Exercise directions>
Copy out each line that has "this" in it.

Data shown>
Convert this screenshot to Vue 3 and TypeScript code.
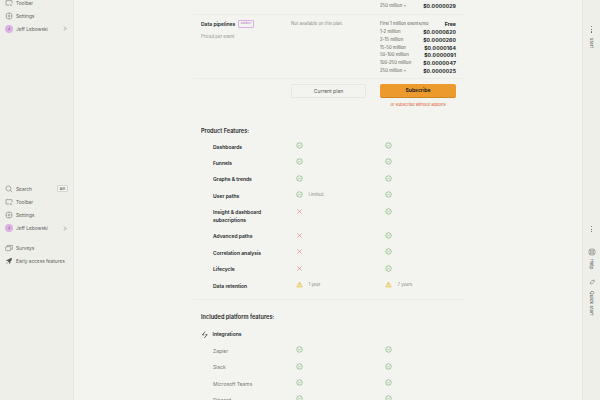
<script setup lang="ts">
type Mark = 'check' | 'cross' | 'warn'
interface Cell { mark: Mark; note?: string }
interface FeatureRow { name: string; free: Cell; paid: Cell }

const ok: Cell = { mark: 'check' }
const no: Cell = { mark: 'cross' }

const prices = [
  ['First 1 million events/mo', 'Free'],
  ['1-2 million', '$0.0000620'],
  ['2-15 million', '$0.0000260'],
  ['15-50 million', '$0.0000164'],
  ['50-100 million', '$0.0000091'],
  ['100-250 million', '$0.0000047'],
  ['250 million +', '$0.0000025'],
]

const productRows: FeatureRow[] = [
  { name: 'Dashboards', free: ok, paid: ok },
  { name: 'Funnels', free: ok, paid: ok },
  { name: 'Graphs & trends', free: ok, paid: ok },
  { name: 'User paths', free: { mark: 'check', note: 'Limited' }, paid: ok },
  { name: 'Insight & dashboard subscriptions', free: no, paid: ok },
  { name: 'Advanced paths', free: no, paid: ok },
  { name: 'Correlation analysis', free: no, paid: ok },
  { name: 'Lifecycle', free: no, paid: ok },
  { name: 'Data retention', free: { mark: 'warn', note: '1 year' }, paid: { mark: 'warn', note: '7 years' } },
]

const integrations = ['Zapier', 'Slack', 'Microsoft Teams', 'Discord']
</script>

<template>
  <div class="page">
    <aside class="sidebar">
      <nav class="nav nav--top">
        <a class="nav__item">
          <svg class="nav__icon" viewBox="0 0 12 12"><path d="M10.500 6.500V2.500h-9v6.500h5M8 7.500l1 2.600.6-1 1 .9" /></svg>
          Toolbar
        </a>
        <a class="nav__item">
          <svg class="nav__icon" viewBox="0 0 12 12"><rect x="2" y="2" width="8" height="8" rx="1.500" /><circle cx="6" cy="6" r="1.400" /><path d="M6 .8V2M6 10v1.200M.8 6H2M10 6h1.200" /></svg>
          Settings
        </a>
        <a class="nav__item">
          <span class="avatar">J</span>
          <span class="nav__grow">Jeff Lebowski</span>
          <svg class="nav__chevron" viewBox="0 0 6 8"><path d="M1.500 1l3 3-3 3" /></svg>
        </a>
      </nav>

      <nav class="nav nav--bottom">
        <a class="nav__item">
          <svg class="nav__icon" viewBox="0 0 12 12"><circle cx="5.200" cy="5.200" r="3.700" /><path d="M8 8l3 3" /></svg>
          <span class="nav__grow">Search</span>
          <kbd class="kbd">⌘K</kbd>
        </a>
        <a class="nav__item">
          <svg class="nav__icon" viewBox="0 0 12 12"><path d="M10.500 6.500V2.500h-9v6.500h5M8 7.500l1 2.600.6-1 1 .9" /></svg>
          Toolbar
        </a>
        <a class="nav__item">
          <svg class="nav__icon" viewBox="0 0 12 12"><rect x="2" y="2" width="8" height="8" rx="1.500" /><circle cx="6" cy="6" r="1.400" /><path d="M6 .8V2M6 10v1.200M.8 6H2M10 6h1.200" /></svg>
          Settings
        </a>
        <a class="nav__item">
          <span class="avatar">J</span>
          <span class="nav__grow">Jeff Lebowski</span>
          <svg class="nav__chevron" viewBox="0 0 6 8"><path d="M1.500 1l3 3-3 3" /></svg>
        </a>
        <div class="nav__gap"></div>
        <a class="nav__item">
          <svg class="nav__icon" viewBox="0 0 12 12"><rect x="1" y="4" width="7.500" height="6" rx="1" /><path d="M3.500 4V2.200h7.500v5.600H8.500" /></svg>
          Surveys
        </a>
        <a class="nav__item">
          <svg class="nav__icon" viewBox="0 0 12 12"><path class="solid" d="M3.500 5.500C5 3 7.500 1.700 10.500 1.500 10.300 4.500 9 7 6.500 8.500zM3 6H1.500l1.500-2h2zM6 9v1.500l2-1.500V7zM3 8l1 1-2.200 1.200z" /></svg>
          <span class="nav__nowrap">Early access features</span>
        </a>
      </nav>
    </aside>

    <main class="main">
      <div class="sheet">
        <div class="price price--orphan">
          <span>250 million +</span>
          <b>$0.0000029</b>
        </div>

        <section class="addon">
          <div class="addon__name">
            <div class="addon__title">
              <strong>Data pipelines</strong>
              <span class="tag">addon</span>
            </div>
            <p class="muted">Priced per event</p>
          </div>
          <p class="muted addon__na">Not available on this plan.</p>
          <div class="addon__prices">
            <div v-for="p in prices" :key="p[0]" class="price">
              <span>{{ p[0] }}</span>
              <b>{{ p[1] }}</b>
            </div>
          </div>
        </section>

        <section class="actions">
          <button class="btn btn--ghost">Current plan</button>
          <div class="actions__paid">
            <button class="btn btn--primary">Subscribe</button>
            <a class="actions__link">or subscribe without addons</a>
          </div>
        </section>

        <h3 class="heading">Product Features:</h3>

        <div v-for="row in productRows" :key="row.name" class="row">
          <div class="row__name">{{ row.name }}</div>
          <div v-for="(cell, i) in [row.free, row.paid]" :key="i" class="row__cell">
            <svg v-if="cell.mark === 'check'" class="mark mark--check" viewBox="0 0 10 10"><circle cx="5" cy="5" r="3.900" /><path d="M3.300 5l1.200 1.200 2.200-2.300" /></svg>
            <svg v-else-if="cell.mark === 'cross'" class="mark mark--cross" viewBox="0 0 10 10"><path d="M2 2l6 6M8 2l-6 6" /></svg>
            <svg v-else class="mark mark--warn" viewBox="0 0 10 10"><path d="M5 1.300L9 8.500H1z" /><path d="M5 4v2.200M5 7.100v.3" /></svg>
            <span v-if="cell.note" class="row__note">{{ cell.note }}</span>
          </div>
        </div>

        <hr class="rule" />

        <h3 class="heading heading--platform">Included platform features:</h3>

        <div class="row row--group">
          <svg class="bolt" viewBox="0 0 10 10"><path d="M5.500.8L1.800 5.200h2.400M4.500 9.200l3.700-4.400H5.800" /></svg>
          <div class="row__name">Integrations</div>
        </div>

        <div v-for="name in integrations" :key="name" class="row">
          <div class="row__name row__name--light">{{ name }}</div>
          <div v-for="col in 2" :key="col" class="row__cell">
            <svg class="mark mark--check" viewBox="0 0 10 10"><circle cx="5" cy="5" r="3.900" /><path d="M3.300 5l1.200 1.200 2.200-2.300" /></svg>
          </div>
        </div>
      </div>
    </main>

    <aside class="rail">
      <div class="rail__top">
        <span class="dots"><i></i><i></i><i></i></span>
        <span class="rail__label">start</span>
      </div>
      <div class="rail__bottom">
        <span class="dots"><i></i><i></i><i></i></span>
        <svg class="rail__icon rail__icon--help" viewBox="0 0 10 10"><circle cx="5" cy="5" r="4" /><circle cx="5" cy="5" r="1.700" /><path d="M2.200 2.200l1.600 1.600M7.800 2.200L6.200 3.800M2.200 7.800l1.600-1.600M7.800 7.800L6.200 6.200" /></svg>
        <span class="rail__label">Help</span>
        <svg class="rail__icon rail__icon--rocket" viewBox="0 0 10 10"><path d="M2.500 6.500C3.500 4 5.500 2.700 8 2.500 7.800 5 6.500 6.800 4 7.500z" /></svg>
        <span class="rail__label">Quick start</span>
      </div>
    </aside>
  </div>
</template>

<style>
html, body { background: #f3f4ef; }
</style>

<style scoped>
.page {
  width: 600px;
  height: 400px;
  display: flex;
  overflow: hidden;
  background: #f3f4ef;
  color: #1d1f27;
  font-family: Inter, "Liberation Sans", sans-serif;
  font-size: 5px;
  line-height: 8px;
}

/* sidebar */
.sidebar {
  width: 73px;
  flex: none;
  background: #eeefe9;
  border-right: 1px solid #e6e7e0;
}
.nav { display: flex; flex-direction: column; padding: 0 5px; }
.nav--top { margin-top: -4px; }
.nav--bottom { margin-top: 146.500px; }
.nav__item {
  height: 13.200px;
  display: flex;
  align-items: center;
  gap: 3px;
  color: #5c5e5a;
  font-size: 4.800px;
}
.nav__grow { flex: 1; }
.nav__nowrap { white-space: nowrap; }
.nav__gap { height: 6.500px; }
.nav__icon {
  width: 8px;
  height: 8px;
  flex: none;
  fill: none;
  stroke: #6b6d68;
  stroke-width: .8;
}
.nav__icon .solid { fill: #55574f; stroke: none; }
.nav__chevron {
  width: 4px;
  height: 5px;
  margin-right: 1px;
  fill: none;
  stroke: #6b6d68;
  stroke-width: 1;
}
.avatar {
  width: 8px;
  height: 8px;
  flex: none;
  border-radius: 50%;
  background: #dcb1e3;
  color: #6d3a78;
  font-size: 4px;
  line-height: 8px;
  text-align: center;
}
.kbd {
  padding: 0 1.500px;
  border: .5px solid #d4d5ce;
  border-radius: 1px;
  background: #f6f6f3;
  color: #44463f;
  font-family: inherit;
  font-size: 3.800px;
  line-height: 5.500px;
}

/* main column */
.main {
  flex: 1;
  min-width: 0;
  padding-left: 119px;
}
.sheet {
  width: 272px;
  margin-top: 2px;
}
.muted { margin: 0; color: #8b8c87; font-size: 4.300px; line-height: 8px; }

.price {
  display: flex;
  justify-content: space-between;
  align-items: center;
  height: 7.900px;
  font-size: 4.300px;
  color: #55574f;
}
.price b { color: #1d1f27; font-size: 5.100px; font-weight: 700; letter-spacing: .1px; }
.price--orphan { margin-left: 187px; width: 76px; }

.addon {
  height: 65px;
  margin-top: 4px;
  padding: 5px 0 0 8px;
  display: grid;
  grid-template-columns: 90px 89px 76px;
  border-top: 1px solid #ebece6;
  border-bottom: 1px solid #ebece6;
  box-sizing: border-box;
}
.addon__title { display: flex; align-items: center; gap: 3px; font-size: 5px; }
.addon__title strong { font-weight: 600; }
.addon__name .muted { margin-top: 5px; }
.addon__na { margin-top: 0; }
.tag {
  padding: 0 1.500px;
  border: .5px solid #dcaee4;
  border-radius: 1px;
  color: #b77cc4;
  font-size: 3.500px;
  line-height: 5.500px;
}

.actions {
  display: grid;
  grid-template-columns: 75px 76px;
  column-gap: 14px;
  padding: 5.500px 0 0 98px;
  height: 48px;
  box-sizing: border-box;
}
.btn {
  width: 100%;
  height: 14px;
  padding: 0;
  border-radius: 2px;
  font-family: inherit;
  font-size: 5px;
  line-height: 1;
}
.btn--ghost {
  background: #f3f4ef;
  border: 1px solid #e6e7e0;
  color: #55574f;
}
.btn--primary {
  background: #ec9a2b;
  border: 0;
  border-bottom: 1px solid #cf8620;
  color: #1d1f27;
  font-weight: 700;
}
.actions__link {
  display: block;
  margin-top: 3px;
  color: #d9552b;
  font-size: 4.100px;
  text-align: center;
}

.heading {
  height: 8px;
  margin: 0 0 3.500px;
  padding-left: 8px;
  font-size: 5.600px;
  font-weight: 600;
  line-height: 8px;
}
.heading--platform { margin-bottom: 5px; }

.row {
  display: grid;
  grid-template-columns: 90px 89px 76px;
  padding: 4.200px 0 4.200px 8px;
  align-items: start;
}
.row__name {
  width: 55px;
  padding-left: 12px;
  font-size: 5px;
  font-weight: 600;
  color: #1d1f27;
}
.row__name--light { font-weight: 400; color: #777873; }
.row__cell { display: flex; align-items: center; height: 8px; gap: 6px; margin-top: -1px; margin-left: 4.500px; }
.row__note { color: #8b8c87; font-size: 4.300px; }
.row--group { display: flex; align-items: center; }
.row--group .row__name { width: auto; padding-left: 4px; }

.mark {
  width: 7px;
  height: 7px;
  flex: none;
  fill: none;
  stroke-width: .8;
}
.mark--check { stroke: #5fa75a; }
.mark--cross { stroke: #d9765a; }
.mark--warn { stroke: #e3b341; fill: #f7e6b4; }
.bolt { width: 7.500px; height: 7.500px; flex: none; fill: none; stroke: #1d1f27; stroke-width: .9; }

.rule {
  height: 0;
  margin: 5px 0 13.500px;
  border: 0;
  border-top: 1px solid #ebece6;
}

/* right rail */
.rail {
  width: 17px;
  flex: none;
  background: #eeefe9;
  border-left: 1px solid #e6e7e0;
  color: #55574f;
}
.rail__top, .rail__bottom {
  display: flex;
  flex-direction: column;
  align-items: center;
}
.rail__top { margin-top: 26px; gap: 5px; }
.rail__bottom { margin-top: 178px; }
.rail__label {
  writing-mode: vertical-rl;
  font-size: 4.800px;
  line-height: 8px;
}
.rail__icon { width: 8px; height: 8px; fill: none; stroke: #6b6d68; stroke-width: .7; }
.rail__icon--help { margin: 16px 0 3px; }
.rail__icon--rocket { margin: 8px 0 5px; }
.dots { display: flex; flex-direction: column; gap: 1.500px; }
.dots i { display: block; width: 1.200px; height: 1.200px; background: #55574f; border-radius: 50%; }
</style>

In response>
Convert this screenshot to Vue 3 and TypeScript code.
          <p class="muted addon__na">Not available on this plan.</p>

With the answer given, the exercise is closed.